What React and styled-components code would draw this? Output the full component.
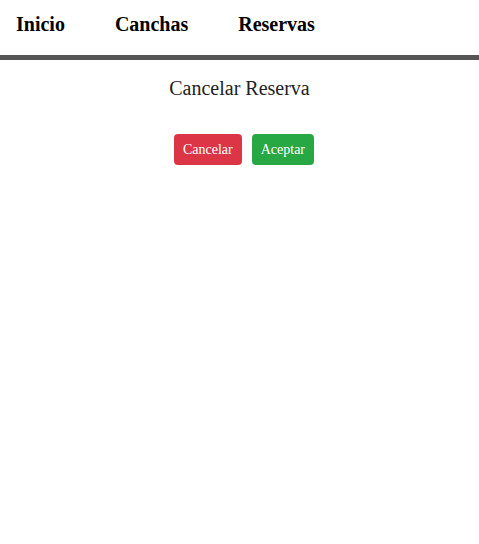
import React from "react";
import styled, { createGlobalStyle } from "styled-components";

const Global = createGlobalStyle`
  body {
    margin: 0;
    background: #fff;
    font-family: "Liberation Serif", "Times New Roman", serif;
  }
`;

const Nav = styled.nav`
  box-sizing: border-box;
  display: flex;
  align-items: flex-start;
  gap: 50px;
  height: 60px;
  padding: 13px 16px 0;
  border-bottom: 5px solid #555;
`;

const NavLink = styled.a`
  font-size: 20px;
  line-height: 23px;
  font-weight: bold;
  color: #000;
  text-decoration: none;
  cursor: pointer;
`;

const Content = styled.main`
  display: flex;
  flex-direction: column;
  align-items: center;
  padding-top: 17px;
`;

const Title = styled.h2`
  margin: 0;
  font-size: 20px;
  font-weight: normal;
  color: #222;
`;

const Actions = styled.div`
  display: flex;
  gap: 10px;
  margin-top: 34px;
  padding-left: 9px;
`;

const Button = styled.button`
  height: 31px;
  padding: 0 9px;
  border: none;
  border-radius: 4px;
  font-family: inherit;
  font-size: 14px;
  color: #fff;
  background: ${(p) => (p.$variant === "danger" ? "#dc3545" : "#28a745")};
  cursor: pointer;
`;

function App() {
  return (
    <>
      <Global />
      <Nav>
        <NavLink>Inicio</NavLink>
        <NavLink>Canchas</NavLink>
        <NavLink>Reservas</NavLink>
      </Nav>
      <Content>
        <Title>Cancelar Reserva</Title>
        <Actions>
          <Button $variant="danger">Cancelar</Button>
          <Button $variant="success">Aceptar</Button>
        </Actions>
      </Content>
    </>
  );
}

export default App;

○ ○ ○

> _INSTRUCTIONS TO FOLLOW_
Copy out the data above exactly, except the pictures.

> _SOLUTION TO THE EXERCISE_
What React and styled-components code would draw this? Output the full component.
import React from "react";
import styled, { createGlobalStyle } from "styled-components";

const Global = createGlobalStyle`
  body {
    margin: 0;
    background: #fff;
    font-family: "Liberation Serif", "Times New Roman", serif;
  }
`;

const Nav = styled.nav`
  box-sizing: border-box;
  display: flex;
  align-items: flex-start;
  gap: 50px;
  height: 60px;
  padding: 13px 16px 0;
  border-bottom: 5px solid #555;
`;

const NavLink = styled.a`
  font-size: 20px;
  line-height: 23px;
  font-weight: bold;
  color: #000;
  text-decoration: none;
  cursor: pointer;
`;

const Content = styled.main`
  display: flex;
  flex-direction: column;
  align-items: center;
  padding-top: 17px;
`;

const Title = styled.h2`
  margin: 0;
  font-size: 20px;
  font-weight: normal;
  color: #222;
`;

const Actions = styled.div`
  display: flex;
  gap: 10px;
  margin-top: 34px;
  padding-left: 9px;
`;

const Button = styled.button`
  height: 31px;
  padding: 0 9px;
  border: none;
  border-radius: 4px;
  font-family: inherit;
  font-size: 14px;
  color: #fff;
  background: ${(p) => (p.$variant === "danger" ? "#dc3545" : "#28a745")};
  cursor: pointer;
`;

function App() {
  return (
    <>
      <Global />
      <Nav>
        <NavLink>Inicio</NavLink>
        <NavLink>Canchas</NavLink>
        <NavLink>Reservas</NavLink>
      </Nav>
      <Content>
        <Title>Cancelar Reserva</Title>
        <Actions>
          <Button $variant="danger">Cancelar</Button>
          <Button $variant="success">Aceptar</Button>
        </Actions>
      </Content>
    </>
  );
}

export default App;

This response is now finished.